> **PROBLEM DETAILS**: Copy every line from the records below that holds the word "index".

> **PROVIDED MATERIAL**:
= = = =
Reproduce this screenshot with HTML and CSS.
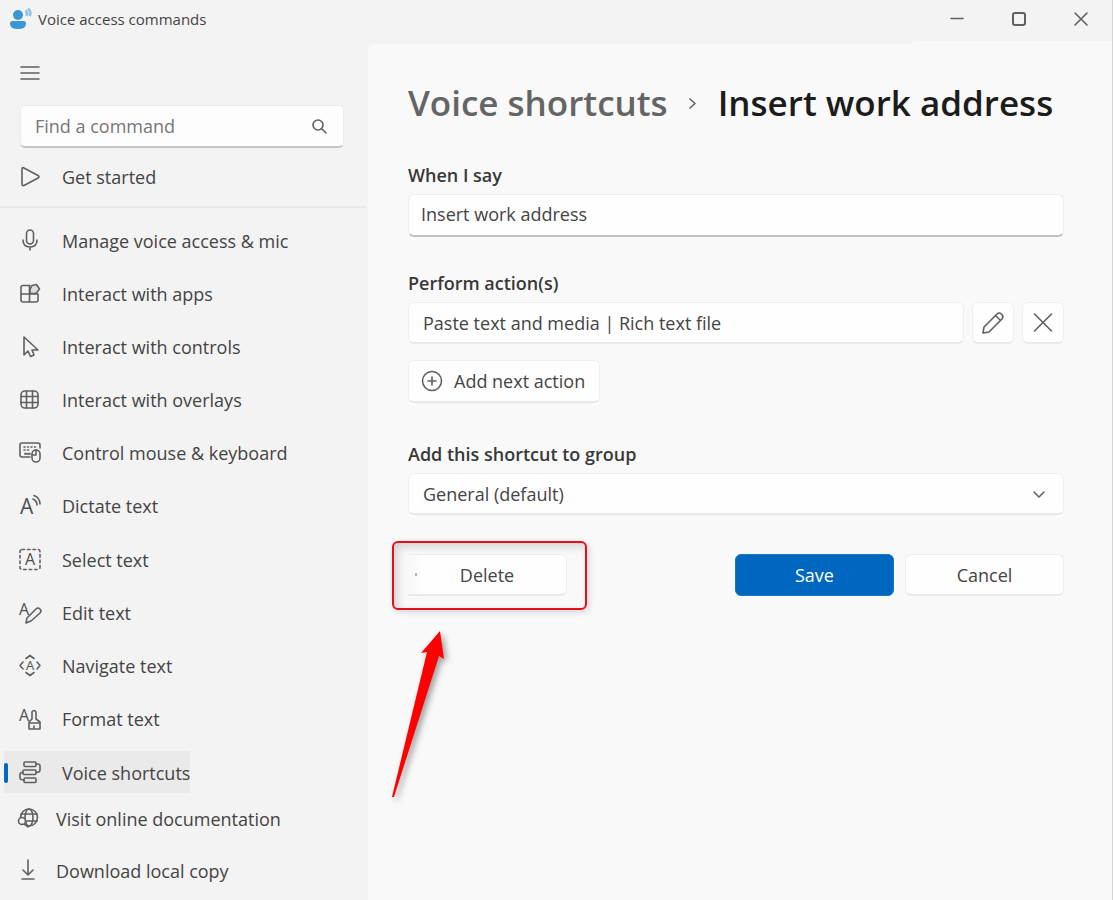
= = = =
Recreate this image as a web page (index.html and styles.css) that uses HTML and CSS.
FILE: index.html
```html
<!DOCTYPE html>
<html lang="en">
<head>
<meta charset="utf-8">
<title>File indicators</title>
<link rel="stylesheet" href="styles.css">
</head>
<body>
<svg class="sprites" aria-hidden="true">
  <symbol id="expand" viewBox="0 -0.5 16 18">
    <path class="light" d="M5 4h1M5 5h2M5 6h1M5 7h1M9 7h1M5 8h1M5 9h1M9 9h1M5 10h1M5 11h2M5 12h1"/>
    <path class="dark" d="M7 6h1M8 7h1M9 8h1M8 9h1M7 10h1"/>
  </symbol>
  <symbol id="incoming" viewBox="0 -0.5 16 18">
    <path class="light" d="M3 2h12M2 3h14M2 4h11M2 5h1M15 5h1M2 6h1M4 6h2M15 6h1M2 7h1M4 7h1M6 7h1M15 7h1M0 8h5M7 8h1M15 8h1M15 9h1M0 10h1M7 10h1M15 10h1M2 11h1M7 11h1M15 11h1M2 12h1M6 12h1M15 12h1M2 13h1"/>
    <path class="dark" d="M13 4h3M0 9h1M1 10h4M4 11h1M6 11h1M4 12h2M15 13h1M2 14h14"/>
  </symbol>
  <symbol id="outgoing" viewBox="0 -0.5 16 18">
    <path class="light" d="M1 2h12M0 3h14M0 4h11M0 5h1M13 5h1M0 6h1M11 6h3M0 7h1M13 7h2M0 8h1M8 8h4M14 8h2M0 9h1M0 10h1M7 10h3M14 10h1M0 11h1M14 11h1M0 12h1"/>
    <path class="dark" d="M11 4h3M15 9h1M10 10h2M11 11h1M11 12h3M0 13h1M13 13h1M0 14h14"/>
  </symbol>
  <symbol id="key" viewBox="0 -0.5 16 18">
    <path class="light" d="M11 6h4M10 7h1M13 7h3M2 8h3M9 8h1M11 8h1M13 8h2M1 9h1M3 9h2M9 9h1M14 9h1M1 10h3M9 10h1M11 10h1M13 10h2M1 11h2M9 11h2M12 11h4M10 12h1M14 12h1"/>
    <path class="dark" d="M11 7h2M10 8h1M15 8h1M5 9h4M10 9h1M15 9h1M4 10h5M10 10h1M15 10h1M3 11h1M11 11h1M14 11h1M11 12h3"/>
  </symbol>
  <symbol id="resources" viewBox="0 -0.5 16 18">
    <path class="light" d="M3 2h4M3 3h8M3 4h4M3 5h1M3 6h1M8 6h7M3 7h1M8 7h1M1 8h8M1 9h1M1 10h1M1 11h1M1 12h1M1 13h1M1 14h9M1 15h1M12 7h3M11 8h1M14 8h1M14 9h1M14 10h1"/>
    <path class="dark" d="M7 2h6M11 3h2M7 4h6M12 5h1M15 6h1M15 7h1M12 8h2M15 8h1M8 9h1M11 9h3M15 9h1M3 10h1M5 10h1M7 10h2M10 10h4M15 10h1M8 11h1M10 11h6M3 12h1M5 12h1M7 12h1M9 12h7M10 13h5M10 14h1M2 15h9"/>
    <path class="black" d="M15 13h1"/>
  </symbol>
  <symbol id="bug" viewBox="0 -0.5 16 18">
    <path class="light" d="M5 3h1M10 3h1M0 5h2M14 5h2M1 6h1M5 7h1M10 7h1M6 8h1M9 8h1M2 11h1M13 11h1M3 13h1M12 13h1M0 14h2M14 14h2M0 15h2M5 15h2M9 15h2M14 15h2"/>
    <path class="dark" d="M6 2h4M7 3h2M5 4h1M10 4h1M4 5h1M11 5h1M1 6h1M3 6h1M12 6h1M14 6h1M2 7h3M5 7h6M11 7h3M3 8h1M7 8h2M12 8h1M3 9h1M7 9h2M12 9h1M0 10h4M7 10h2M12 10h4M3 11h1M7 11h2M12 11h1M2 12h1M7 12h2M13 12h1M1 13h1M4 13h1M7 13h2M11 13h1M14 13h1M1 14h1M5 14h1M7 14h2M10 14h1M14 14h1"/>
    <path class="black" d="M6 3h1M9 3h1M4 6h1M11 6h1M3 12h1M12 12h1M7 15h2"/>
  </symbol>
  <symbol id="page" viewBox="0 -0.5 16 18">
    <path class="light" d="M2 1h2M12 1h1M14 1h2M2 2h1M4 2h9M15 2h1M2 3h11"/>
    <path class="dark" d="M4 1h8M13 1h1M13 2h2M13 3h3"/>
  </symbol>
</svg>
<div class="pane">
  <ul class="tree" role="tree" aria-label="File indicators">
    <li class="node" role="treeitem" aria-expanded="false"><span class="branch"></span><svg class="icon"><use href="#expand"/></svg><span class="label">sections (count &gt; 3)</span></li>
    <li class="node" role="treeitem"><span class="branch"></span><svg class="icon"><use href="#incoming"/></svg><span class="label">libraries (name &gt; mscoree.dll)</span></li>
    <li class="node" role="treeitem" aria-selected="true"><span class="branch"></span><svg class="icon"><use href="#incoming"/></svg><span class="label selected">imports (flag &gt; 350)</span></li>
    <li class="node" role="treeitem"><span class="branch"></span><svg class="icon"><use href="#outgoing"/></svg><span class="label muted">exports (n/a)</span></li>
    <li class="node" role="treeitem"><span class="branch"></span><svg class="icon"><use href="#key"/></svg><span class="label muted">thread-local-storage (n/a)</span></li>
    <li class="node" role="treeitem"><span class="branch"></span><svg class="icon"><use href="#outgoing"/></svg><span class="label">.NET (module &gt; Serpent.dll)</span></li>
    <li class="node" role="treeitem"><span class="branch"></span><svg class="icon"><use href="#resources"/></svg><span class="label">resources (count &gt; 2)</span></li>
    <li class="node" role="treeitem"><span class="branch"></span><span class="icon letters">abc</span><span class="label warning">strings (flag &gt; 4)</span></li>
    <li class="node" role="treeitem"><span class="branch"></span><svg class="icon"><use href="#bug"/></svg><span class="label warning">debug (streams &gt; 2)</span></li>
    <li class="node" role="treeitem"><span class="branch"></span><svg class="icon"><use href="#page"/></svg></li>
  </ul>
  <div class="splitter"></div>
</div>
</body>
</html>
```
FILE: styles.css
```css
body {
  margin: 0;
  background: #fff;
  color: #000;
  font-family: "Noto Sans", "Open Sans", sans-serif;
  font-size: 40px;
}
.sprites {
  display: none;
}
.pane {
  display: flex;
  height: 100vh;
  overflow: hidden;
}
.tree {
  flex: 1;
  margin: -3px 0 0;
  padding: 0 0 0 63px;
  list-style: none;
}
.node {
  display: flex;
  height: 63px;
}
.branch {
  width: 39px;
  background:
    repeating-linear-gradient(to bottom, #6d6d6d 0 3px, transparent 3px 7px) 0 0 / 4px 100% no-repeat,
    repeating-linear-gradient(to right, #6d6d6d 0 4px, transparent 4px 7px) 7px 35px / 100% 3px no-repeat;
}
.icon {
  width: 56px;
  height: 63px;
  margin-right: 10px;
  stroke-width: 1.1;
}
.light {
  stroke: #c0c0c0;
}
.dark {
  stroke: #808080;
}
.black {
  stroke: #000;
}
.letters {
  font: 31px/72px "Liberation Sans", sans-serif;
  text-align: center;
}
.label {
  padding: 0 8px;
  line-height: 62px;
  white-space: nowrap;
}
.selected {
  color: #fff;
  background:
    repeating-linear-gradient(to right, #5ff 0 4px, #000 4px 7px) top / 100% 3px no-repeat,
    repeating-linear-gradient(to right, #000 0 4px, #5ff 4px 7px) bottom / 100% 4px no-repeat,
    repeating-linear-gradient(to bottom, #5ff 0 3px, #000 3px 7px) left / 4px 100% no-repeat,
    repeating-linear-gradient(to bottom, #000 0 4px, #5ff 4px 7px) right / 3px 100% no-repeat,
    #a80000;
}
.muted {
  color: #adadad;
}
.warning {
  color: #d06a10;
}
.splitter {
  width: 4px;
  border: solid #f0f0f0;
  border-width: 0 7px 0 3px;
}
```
= = = =
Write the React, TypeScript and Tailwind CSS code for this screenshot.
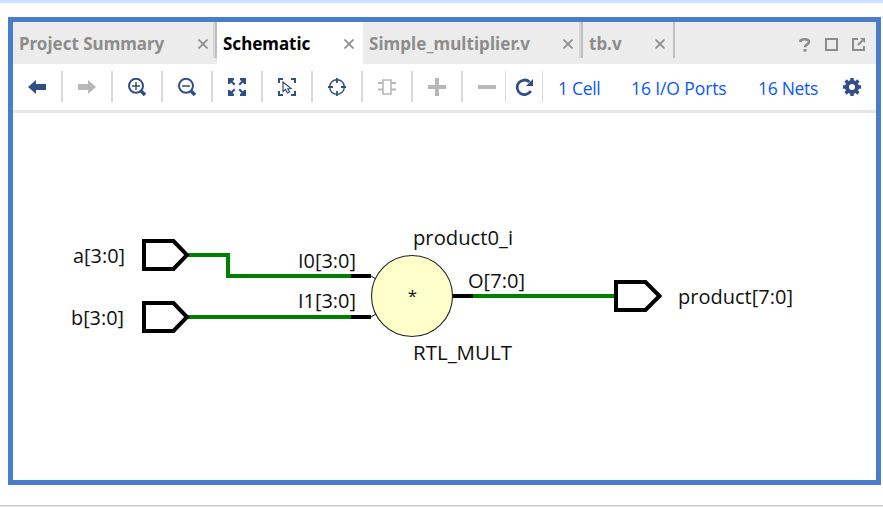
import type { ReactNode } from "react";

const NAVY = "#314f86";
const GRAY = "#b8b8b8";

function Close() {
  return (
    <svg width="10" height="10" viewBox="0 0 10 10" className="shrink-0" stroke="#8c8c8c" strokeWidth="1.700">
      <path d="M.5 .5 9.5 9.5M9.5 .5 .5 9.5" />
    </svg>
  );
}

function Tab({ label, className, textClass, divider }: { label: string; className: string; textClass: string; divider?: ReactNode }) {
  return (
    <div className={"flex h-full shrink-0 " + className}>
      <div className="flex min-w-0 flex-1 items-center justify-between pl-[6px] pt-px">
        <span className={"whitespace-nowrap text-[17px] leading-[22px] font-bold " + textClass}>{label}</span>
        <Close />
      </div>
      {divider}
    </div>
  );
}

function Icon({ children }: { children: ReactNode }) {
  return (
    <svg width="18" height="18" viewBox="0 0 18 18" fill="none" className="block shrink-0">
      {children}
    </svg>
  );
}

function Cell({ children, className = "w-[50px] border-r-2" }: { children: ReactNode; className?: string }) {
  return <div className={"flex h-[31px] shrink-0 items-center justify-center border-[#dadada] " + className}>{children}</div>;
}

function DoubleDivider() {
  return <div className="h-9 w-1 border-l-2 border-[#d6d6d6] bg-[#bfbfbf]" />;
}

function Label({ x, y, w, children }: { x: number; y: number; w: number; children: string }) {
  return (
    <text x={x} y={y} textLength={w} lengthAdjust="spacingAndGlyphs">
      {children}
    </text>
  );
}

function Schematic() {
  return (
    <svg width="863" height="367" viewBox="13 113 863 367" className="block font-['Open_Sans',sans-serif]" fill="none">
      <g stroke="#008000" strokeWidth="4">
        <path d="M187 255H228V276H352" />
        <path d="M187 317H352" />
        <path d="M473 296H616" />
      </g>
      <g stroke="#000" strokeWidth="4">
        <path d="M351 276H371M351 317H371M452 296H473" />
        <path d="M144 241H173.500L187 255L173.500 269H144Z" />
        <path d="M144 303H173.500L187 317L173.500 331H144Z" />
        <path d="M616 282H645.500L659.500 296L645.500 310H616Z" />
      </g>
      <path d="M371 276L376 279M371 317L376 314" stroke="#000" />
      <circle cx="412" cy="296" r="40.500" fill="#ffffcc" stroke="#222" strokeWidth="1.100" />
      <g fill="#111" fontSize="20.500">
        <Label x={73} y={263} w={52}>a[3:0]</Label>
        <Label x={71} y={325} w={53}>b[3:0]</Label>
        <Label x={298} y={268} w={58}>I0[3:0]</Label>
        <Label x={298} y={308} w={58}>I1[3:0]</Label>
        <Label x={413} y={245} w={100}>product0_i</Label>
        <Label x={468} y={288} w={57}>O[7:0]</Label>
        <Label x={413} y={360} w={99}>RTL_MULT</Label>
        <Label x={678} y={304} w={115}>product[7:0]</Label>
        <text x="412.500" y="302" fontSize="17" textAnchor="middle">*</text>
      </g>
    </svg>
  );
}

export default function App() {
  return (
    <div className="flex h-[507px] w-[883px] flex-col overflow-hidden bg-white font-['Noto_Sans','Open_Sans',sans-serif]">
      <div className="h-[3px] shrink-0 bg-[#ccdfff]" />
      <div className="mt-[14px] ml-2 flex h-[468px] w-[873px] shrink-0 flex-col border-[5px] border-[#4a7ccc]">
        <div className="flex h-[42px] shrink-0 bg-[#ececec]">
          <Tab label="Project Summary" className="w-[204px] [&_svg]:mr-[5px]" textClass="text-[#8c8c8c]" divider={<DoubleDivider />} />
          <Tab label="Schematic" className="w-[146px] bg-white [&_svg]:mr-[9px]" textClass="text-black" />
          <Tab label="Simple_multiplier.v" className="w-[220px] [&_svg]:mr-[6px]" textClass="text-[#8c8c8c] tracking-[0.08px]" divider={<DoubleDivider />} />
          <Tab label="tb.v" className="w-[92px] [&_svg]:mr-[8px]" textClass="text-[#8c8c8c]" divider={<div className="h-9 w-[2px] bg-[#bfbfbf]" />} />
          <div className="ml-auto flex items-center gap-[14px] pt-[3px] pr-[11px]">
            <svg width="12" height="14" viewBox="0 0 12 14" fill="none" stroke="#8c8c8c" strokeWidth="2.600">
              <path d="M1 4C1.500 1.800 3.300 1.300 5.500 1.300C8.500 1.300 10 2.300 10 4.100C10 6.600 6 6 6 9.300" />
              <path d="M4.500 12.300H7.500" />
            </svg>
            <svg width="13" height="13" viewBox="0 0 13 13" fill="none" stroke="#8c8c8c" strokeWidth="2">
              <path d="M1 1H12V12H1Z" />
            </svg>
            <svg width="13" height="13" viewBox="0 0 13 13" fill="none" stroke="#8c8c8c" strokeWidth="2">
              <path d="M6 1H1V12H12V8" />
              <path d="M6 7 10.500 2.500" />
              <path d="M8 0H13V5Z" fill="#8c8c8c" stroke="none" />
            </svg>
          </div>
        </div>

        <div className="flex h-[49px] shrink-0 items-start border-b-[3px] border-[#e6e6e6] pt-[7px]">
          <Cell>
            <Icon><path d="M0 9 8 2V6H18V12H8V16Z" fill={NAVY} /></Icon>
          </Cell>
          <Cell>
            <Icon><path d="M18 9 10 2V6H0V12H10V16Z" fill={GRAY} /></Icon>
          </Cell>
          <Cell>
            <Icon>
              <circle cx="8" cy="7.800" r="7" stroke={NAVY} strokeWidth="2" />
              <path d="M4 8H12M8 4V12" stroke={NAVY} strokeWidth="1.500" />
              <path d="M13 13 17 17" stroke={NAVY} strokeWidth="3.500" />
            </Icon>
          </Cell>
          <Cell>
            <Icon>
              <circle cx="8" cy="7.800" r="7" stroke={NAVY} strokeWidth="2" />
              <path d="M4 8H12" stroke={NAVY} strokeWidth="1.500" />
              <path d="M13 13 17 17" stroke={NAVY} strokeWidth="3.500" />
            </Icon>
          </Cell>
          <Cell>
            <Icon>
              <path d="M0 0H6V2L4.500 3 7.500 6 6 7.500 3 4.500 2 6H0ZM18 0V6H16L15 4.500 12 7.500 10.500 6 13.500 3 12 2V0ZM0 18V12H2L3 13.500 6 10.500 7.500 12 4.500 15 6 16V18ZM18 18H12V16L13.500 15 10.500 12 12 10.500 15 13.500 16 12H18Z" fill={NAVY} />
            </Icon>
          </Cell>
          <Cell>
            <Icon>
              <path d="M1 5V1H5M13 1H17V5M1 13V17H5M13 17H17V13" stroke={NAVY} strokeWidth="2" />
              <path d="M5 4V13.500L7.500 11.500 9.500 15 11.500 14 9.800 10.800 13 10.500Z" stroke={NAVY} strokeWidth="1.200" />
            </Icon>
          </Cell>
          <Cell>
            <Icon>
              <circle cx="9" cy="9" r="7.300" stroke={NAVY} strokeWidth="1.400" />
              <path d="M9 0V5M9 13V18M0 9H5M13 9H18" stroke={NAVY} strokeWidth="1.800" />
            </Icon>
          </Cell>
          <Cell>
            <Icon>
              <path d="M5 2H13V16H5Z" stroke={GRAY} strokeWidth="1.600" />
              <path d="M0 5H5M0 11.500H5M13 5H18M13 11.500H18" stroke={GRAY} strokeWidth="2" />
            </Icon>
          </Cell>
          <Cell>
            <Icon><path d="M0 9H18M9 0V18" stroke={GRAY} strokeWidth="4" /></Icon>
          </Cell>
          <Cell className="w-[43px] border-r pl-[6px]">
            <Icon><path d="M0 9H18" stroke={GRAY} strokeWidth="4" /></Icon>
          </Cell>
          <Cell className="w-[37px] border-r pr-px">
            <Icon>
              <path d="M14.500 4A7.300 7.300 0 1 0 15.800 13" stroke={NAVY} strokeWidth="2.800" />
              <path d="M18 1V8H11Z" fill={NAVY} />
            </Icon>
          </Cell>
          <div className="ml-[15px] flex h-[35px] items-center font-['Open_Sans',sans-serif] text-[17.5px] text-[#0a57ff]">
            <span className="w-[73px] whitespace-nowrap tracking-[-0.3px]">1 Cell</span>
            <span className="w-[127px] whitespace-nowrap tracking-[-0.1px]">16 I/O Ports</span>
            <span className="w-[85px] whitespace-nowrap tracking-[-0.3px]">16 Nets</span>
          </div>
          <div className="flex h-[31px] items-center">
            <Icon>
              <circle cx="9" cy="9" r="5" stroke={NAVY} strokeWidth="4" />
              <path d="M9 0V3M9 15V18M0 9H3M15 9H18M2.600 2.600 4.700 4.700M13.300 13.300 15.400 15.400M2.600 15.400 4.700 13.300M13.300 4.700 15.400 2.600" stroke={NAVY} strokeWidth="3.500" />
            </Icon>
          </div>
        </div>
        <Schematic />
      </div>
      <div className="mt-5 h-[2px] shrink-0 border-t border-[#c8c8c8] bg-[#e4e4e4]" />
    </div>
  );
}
= = = =
> **CORRECT ANSWER**:
Recreate this image as a web page (index.html and styles.css) that uses HTML and CSS.
FILE: index.html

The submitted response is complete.